In July, Hyperloop One announced the first successful full-scale test of a hyperloop sled in vacuum conditions. But at 69 miles per hour, the hyperloop traveled no faster than the top speed of a car, and nowhere near its estimated top speed of 750 miles per hour. The so-called “Kitty Hawk” moment left us wanting more.
Today, just weeks after its first test, Hyperloop One released a video showing its 3,000 pound XP-1 prototype passenger pod traveling at a staggering 192 miles per hour. This time, it did not disappoint.
Like a scene from Tron, the Hyperloop One’s XP-1 pod shoots up the tube, which is depressurized to the equivalent of air at 200,000 feet above sea level. The pod accelerates gradually using electric propulsion before quickly lifting off the tracks via magnetic levitation, allowing it to smoothly travel at airline speeds with low aerodynamic drag.
Hyperloop One claims this is the fastest test ever conducted, which shouldn’t come as a surprise considering it’s the only company with an operational hyperloop system. Still, at 192 mph, the “Phase 2” test is a huge leap from the test conducted just a few weeks before. Not only was it faster, but the XP-1 also traveled 1,433 feet—more than four times farther than the sled in the first test and nearly the entire length of the 500-meter Nevada test track. The XP-1, which looks like a high-speed train without wheels, is 28 feet long and constructed of aluminum and carbon fiber.

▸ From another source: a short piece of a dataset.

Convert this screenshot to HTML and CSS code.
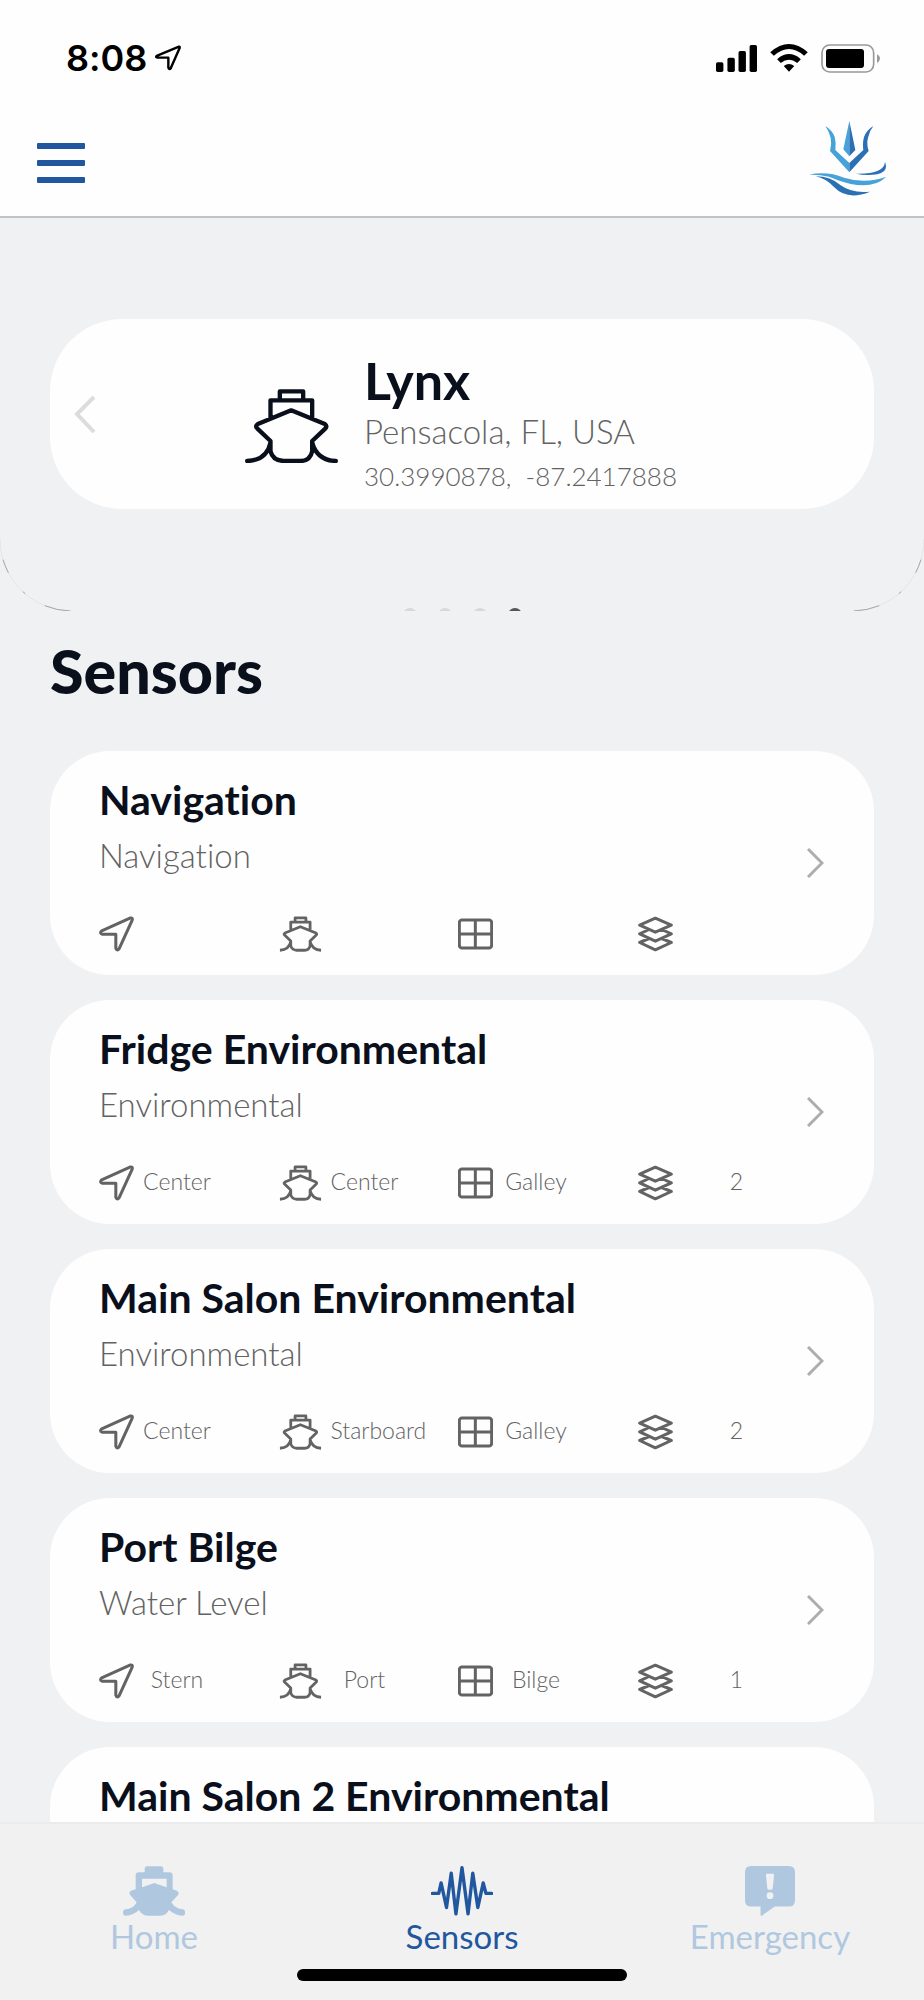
FILE: index.html
```
<!DOCTYPE html>
<html lang="en">
<head>
    <meta charset="UTF-8">
    <meta name="viewport" content="width=device-width, initial-scale=1.0">
    <title>Sensors</title>

    <link rel="stylesheet" href="styles.css">
</head>
<body>
    <!-- Shared icons -->
    <svg class="sprite" aria-hidden="true">
        <symbol id="ship" viewBox="0 0 278 222">
            <path d="M104 30V7H174V30M76 87V34H201V87M138 64L239 105Q247 111 241 118L201 156V187Q195 216 165 216H115Q83 214 76 187V156L36 118Q29 111 38 105ZM76 160Q65 214 6 216M201 160Q215 214 272 216"/>
        </symbol>
        <symbol id="arrow" viewBox="0 0 104 105">
            <path d="M92 5Q102 3 98 13L60 96Q54 105 50 95V53H9Q1 50 8 43Z"/>
        </symbol>
        <symbol id="room" viewBox="0 0 105 92">
            <rect x="4" y="4" width="97" height="84" rx="8"/>
            <path d="M52 4V88M4 46H101"/>
        </symbol>
        <symbol id="layers" viewBox="0 0 105 105">
            <path d="M52 5L100 26L52 47L5 26ZM33 39L5 52L52 74L100 52L71 39M33 66L5 78L52 100L100 78L71 66"/>
        </symbol>
        <symbol id="chevron" viewBox="0 0 17 30">
            <path d="M1 1L15 15L1 29"/>
        </symbol>
    </svg>

    <div class="status-bar">
        <span class="time">8:08</span>
        <svg class="location" viewBox="0 0 76 76"><path d="M70 5L5 32Q1 36 7 37H39V66Q42 74 46 68L72 9Q73 4 70 5Z"/></svg>
        <div class="status-icons">
            <svg width="41" height="27" viewBox="0 0 122 80"><rect y="51" width="22" height="29" rx="5"/><rect x="34" y="38" width="22" height="42" rx="5"/><rect x="67" y="18" width="22" height="62" rx="5"/><rect x="100" width="22" height="80" rx="5"/></svg>
            <svg width="38" height="28" viewBox="0 0 114 85"><path d="M0 25Q57 -25 114 25L103 36Q57 -5 11 36ZM21 46Q57 15 93 46L82 58Q57 37 32 58ZM41 67Q57 55 73 67L57 84Z"/></svg>
            <svg width="59" height="29" viewBox="0 0 177 87"><rect class="battery-case" x="3" y="3" width="155" height="81" rx="23"/><rect x="15" y="15" width="114" height="57" rx="9"/><path class="battery-cap" d="M168 31Q177 35 177 43Q177 52 168 57Z"/></svg>
        </div>
    </div>

    <header>
        <button class="menu-button" aria-label="Menu"><span></span><span></span><span></span></button>
        <svg class="logo" viewBox="0 0 234 225">
            <path class="logo-light" d="M121 0L103 85L121 106ZM49 15Q70 28 77 48Q82 66 79 87L121 126V154L63 90Q69 70 65 50Q60 30 49 15ZM0 161Q55 150 105 170Q170 190 232 167Q195 203 125 189Q85 178 60 167Q30 160 0 161Z"/>
            <path class="logo-dark" d="M121 0L139 87L121 106ZM193 15Q172 28 165 48Q160 66 163 87L121 126V154L179 90Q172 70 177 50Q181 30 193 15ZM20 166Q65 166 95 193Q130 218 183 212Q115 240 75 198Q50 172 20 166ZM141 158Q225 160 228 123Q240 152 205 160Q170 165 141 158Z"/>
        </svg>
    </header>

    <main>
        <section class="carousel">
            <div class="vessel">
                <button class="prev" aria-label="Previous vessel"><svg viewBox="0 0 22 39"><path d="M20 2L3 19L20 37"/></svg></button>
                <svg class="vessel-icon"><use href="#ship"/></svg>
                <div class="vessel-info">
                    <h2>Lynx</h2>
                    <p class="place">Pensacola, FL, USA</p>
                    <p class="coords">30.3990878,&nbsp; -87.2417888</p>
                </div>
            </div>
            <svg class="corner left" viewBox="0 0 72 72"><path class="faint" d="M0 0A72 72 0 0 0 72 72"/><path class="streak" d="M0 0A72 72 0 0 0 72 72"/></svg>
            <svg class="corner right" viewBox="0 0 72 72"><path class="faint" d="M72 0A72 72 0 0 1 0 72"/><path class="streak" d="M72 0A72 72 0 0 1 0 72"/></svg>
            <div class="dots"><span></span><span></span><span></span><span class="active"></span></div>
        </section>

        <h1>Sensors</h1>

        <div class="sensor-list">
            <a class="sensor-card" href="#navigation">
                <div class="sensor-body">
                    <h3>Navigation</h3>
                    <p>Navigation</p>
                    <div class="meta">
                        <div><svg class="icon"><use href="#arrow"/></svg></div>
                        <div><svg class="icon icon-ship"><use href="#ship"/></svg></div>
                        <div><svg class="icon"><use href="#room"/></svg></div>
                        <div><svg class="icon"><use href="#layers"/></svg></div>
                    </div>
                </div>
                <svg class="chevron"><use href="#chevron"/></svg>
            </a>

            <a class="sensor-card" href="#fridge">
                <div class="sensor-body">
                    <h3>Fridge Environmental</h3>
                    <p>Environmental</p>
                    <div class="meta">
                        <div><svg class="icon"><use href="#arrow"/></svg><span>Center</span></div>
                        <div><svg class="icon icon-ship"><use href="#ship"/></svg><span>Center</span></div>
                        <div><svg class="icon"><use href="#room"/></svg><span>Galley</span></div>
                        <div><svg class="icon"><use href="#layers"/></svg><span class="level">2</span></div>
                    </div>
                </div>
                <svg class="chevron"><use href="#chevron"/></svg>
            </a>

            <a class="sensor-card" href="#main-salon">
                <div class="sensor-body">
                    <h3>Main Salon Environmental</h3>
                    <p>Environmental</p>
                    <div class="meta">
                        <div><svg class="icon"><use href="#arrow"/></svg><span>Center</span></div>
                        <div><svg class="icon icon-ship"><use href="#ship"/></svg><span>Starboard</span></div>
                        <div><svg class="icon"><use href="#room"/></svg><span>Galley</span></div>
                        <div><svg class="icon"><use href="#layers"/></svg><span class="level">2</span></div>
                    </div>
                </div>
                <svg class="chevron"><use href="#chevron"/></svg>
            </a>

            <a class="sensor-card" href="#port-bilge">
                <div class="sensor-body">
                    <h3>Port Bilge</h3>
                    <p>Water Level</p>
                    <div class="meta">
                        <div><svg class="icon"><use href="#arrow"/></svg><span>Stern</span></div>
                        <div><svg class="icon icon-ship"><use href="#ship"/></svg><span>Port</span></div>
                        <div><svg class="icon"><use href="#room"/></svg><span>Bilge</span></div>
                        <div><svg class="icon"><use href="#layers"/></svg><span class="level">1</span></div>
                    </div>
                </div>
                <svg class="chevron"><use href="#chevron"/></svg>
            </a>

            <a class="sensor-card" href="#main-salon-2">
                <div class="sensor-body">
                    <h3>Main Salon 2 Environmental</h3>
                </div>
            </a>
        </div>
    </main>

    <footer>
        <nav>
            <a href="#home">
                <svg width="62" height="50" viewBox="0 0 186 148"><path fill-rule="evenodd" d="M73 0H113Q121 0 121 8V18H139Q149 18 149 28V69L162 73Q170 79 165 86L145 108Q156 128 180 129Q186 130 186 136V142Q185 148 179 148Q155 147 138 131Q130 148 112 148H74Q56 147 48 131Q32 147 8 148Q0 148 0 140V136Q1 129 9 129Q32 127 41 108L22 87Q16 78 24 73L38 69V28Q38 18 48 18H65V8Q65 0 73 0ZM57 37V63L94 50L131 63V37Z"/></svg>
                Home
            </a>
            <a href="#sensors" class="active">
                <svg width="62" height="50" viewBox="0 0 184 148"><path class="pulse" d="M4 81H23L30 50L46 123L60 21L74 142L92 5L110 142L124 21L139 123L155 50L163 81H180"/></svg>
                Sensors
            </a>
            <a href="#emergency">
                <svg width="50" height="50" viewBox="0 0 148 148"><path fill-rule="evenodd" d="M18 0H130Q148 0 148 18V102Q148 120 130 120H88L50 147Q46 149 46 144V120H18Q0 120 0 102V18Q0 0 18 0ZM65 23Q62 23 62 27L66 66Q67 70 70 70H78Q81 70 82 66L86 27Q86 23 83 23ZM74 78A10 10 0 1 0 74 98A10 10 0 1 0 74 78Z"/></svg>
                Emergency
            </a>
        </nav>
        <div class="home-indicator"></div>
    </footer>
</body>
</html>
```
FILE: styles.css
```
* {
    box-sizing: border-box;
}

body {
    margin: 0;
    height: 100vh;
    display: flex;
    flex-direction: column;
    background-color: #f0f1f3;
    color: #0a0f1c;
    font-family: Lato, "Liberation Sans", sans-serif;
    font-variant-ligatures: none;
}

h1, h2, h3, p {
    margin: 0;
}

a {
    color: inherit;
    text-decoration: none;
}

button {
    padding: 0;
    border: none;
    background: none;
    cursor: pointer;
}

svg {
    flex: none;
}

.sprite {
    position: absolute;
    width: 0;
    height: 0;
}

/* Phone status bar */
.status-bar {
    display: flex;
    align-items: center;
    flex: none;
    height: 116px;
    padding: 0 44px 0 66px;
    background-color: #fefefe;
    color: #000;
}

.time {
    font-family: Inter, sans-serif;
    font-size: 36px;
    font-weight: 600;
}

.location {
    width: 26px;
    height: 26px;
    margin-left: 8px;
    fill: none;
    stroke: #000;
    stroke-width: 7;
    stroke-linejoin: round;
}

.status-icons {
    display: flex;
    align-items: center;
    gap: 13px;
    margin-left: auto;
}

.battery-case {
    fill: none;
    stroke: #999;
    stroke-width: 5;
}

.battery-cap {
    fill: #999;
}

/* App header */
header {
    display: flex;
    align-items: flex-start;
    justify-content: space-between;
    flex: none;
    height: 102px;
    padding: 5px 37px 0;
    background-color: #fefefe;
    border-bottom: 2px solid #c2c2c4;
}

.menu-button {
    display: flex;
    flex-direction: column;
    gap: 11px;
    width: 48px;
    padding-top: 22px;
}

.menu-button span {
    height: 6px;
    border-radius: 1px;
    background-color: #20579f;
}

.logo {
    width: 78px;
    height: 75px;
}

.logo-light {
    fill: #45a3da;
}

.logo-dark {
    fill: #2b6fb5;
}

main {
    flex: 1;
    min-height: 0;
    overflow-y: auto;
    scrollbar-width: none;
}

/* Vessel carousel */
.carousel {
    position: relative;
    height: 393px;
    padding: 101px 50px 0;
    overflow: hidden;
}

.vessel {
    display: flex;
    align-items: center;
    height: 190px;
    padding: 0 24px;
    border-radius: 72px;
    background-color: #fefefe;
}

.prev svg {
    display: block;
    width: 22px;
    height: 39px;
    fill: none;
    stroke: #dcdcdc;
    stroke-width: 4;
}

.vessel-icon {
    width: 93px;
    height: 74px;
    margin: 24px 26px 0 149px;
    fill: none;
    stroke: #0a0f1c;
    stroke-width: 13;
    stroke-linecap: round;
    stroke-linejoin: round;
}

.vessel-info {
    padding-top: 22px;
    color: #626262;
    font-weight: 300;
}

.vessel-info h2 {
    color: #0a0f1c;
    font-size: 52px;
    line-height: 56px;
    font-weight: 700;
}

.place {
    font-size: 33px;
    line-height: 46px;
}

.coords {
    font-size: 26px;
    line-height: 44px;
}

.corner {
    position: absolute;
    bottom: 0;
    width: 72px;
    height: 72px;
    fill: none;
}

.faint {
    stroke: #e4e5e7;
}

.streak {
    stroke: #a5a6a8;
    stroke-dasharray: 0 21 14 24 3 23 26 10;
}

.left {
    left: 0;
}

.right {
    right: 0;
}

.dots {
    position: absolute;
    right: 0;
    bottom: -11px;
    left: 0;
    display: flex;
    justify-content: center;
    gap: 21px;
}

.dots span {
    width: 14px;
    height: 14px;
    border-radius: 50%;
    background-color: #d8d8da;
}

.dots .active {
    background-color: #555;
}

/* Sensor list */
h1 {
    padding: 25px 50px 45px;
    font-size: 61px;
    line-height: 70px;
    font-weight: 900;
}

.sensor-list {
    display: flex;
    flex-direction: column;
    gap: 25px;
    padding: 0 50px;
}

.sensor-card {
    display: flex;
    align-items: center;
    min-height: 224px;
    padding: 25px 50px 23px 49px;
    border-radius: 60px;
    background-color: #fefefe;
}

.sensor-body {
    flex: 1;
    align-self: flex-start;
}

.sensor-body h3 {
    font-size: 41px;
    line-height: 48px;
    font-weight: 700;
}

.sensor-body p {
    margin: 10px 0 40px;
    color: #626262;
    font-size: 33px;
    line-height: 42px;
    font-weight: 300;
}

.meta {
    display: grid;
    grid-template-columns: repeat(4, 1fr);
    margin-right: -10px;
    color: #626262;
    font-size: 23px;
    line-height: 32px;
    font-weight: 300;
}

.meta div {
    display: flex;
    align-items: flex-start;
    gap: 9px;
    min-width: 0;
}

.meta span {
    min-width: 68px;
    text-align: center;
}

.meta .level {
    min-width: 110px;
}

.icon {
    width: 35px;
    height: 36px;
    fill: none;
    stroke: #636363;
    stroke-width: 9;
    stroke-linejoin: round;
}

.icon-ship {
    width: 43px;
    stroke-width: 18;
}

.chevron {
    width: 17px;
    height: 30px;
    margin-bottom: 2px;
    fill: none;
    stroke: #adadad;
    stroke-width: 3;
}

/* Bottom tabs */
footer {
    flex: none;
    height: 178px;
    border-top: 2px solid #ebebec;
    background-color: #f1f1f1;
}

footer nav {
    display: grid;
    grid-template-columns: repeat(3, 1fr);
    padding-top: 42px;
}

footer a {
    display: flex;
    flex-direction: column;
    align-items: center;
    color: #b0c8df;
    fill: #b0c8df;
    font-size: 33px;
    line-height: 40px;
}

footer .active {
    color: #20579f;
}

.pulse {
    fill: none;
    stroke: #20579f;
    stroke-width: 10;
    stroke-linecap: round;
    stroke-linejoin: round;
}

.home-indicator {
    width: 330px;
    height: 12px;
    margin: 13px auto 0;
    border-radius: 6px;
    background-color: #000;
}
```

“We’ve proven that our technology works, and we’re now ready to enter into discussions with partners, customers and governments around the world about the full commercialization of our Hyperloop technology,” Hyperloop One CEO Rob Lloyd said. “We’re excited about the prospects and the reception we’ve received from governments around the world to help solve their mass transportation and infrastructure challenges.”
The next step for Hyperloop One is to continue testing and lock down locations for its first full-scale commercial installment. The company currently has feasibility studies underway in the United Arab Emirates, Finland, Sweden, the Netherlands, Russia, Switzerland, and the U.K. It has also been eyeing Texas, Colorado, and Nevada as the first U.S. locations.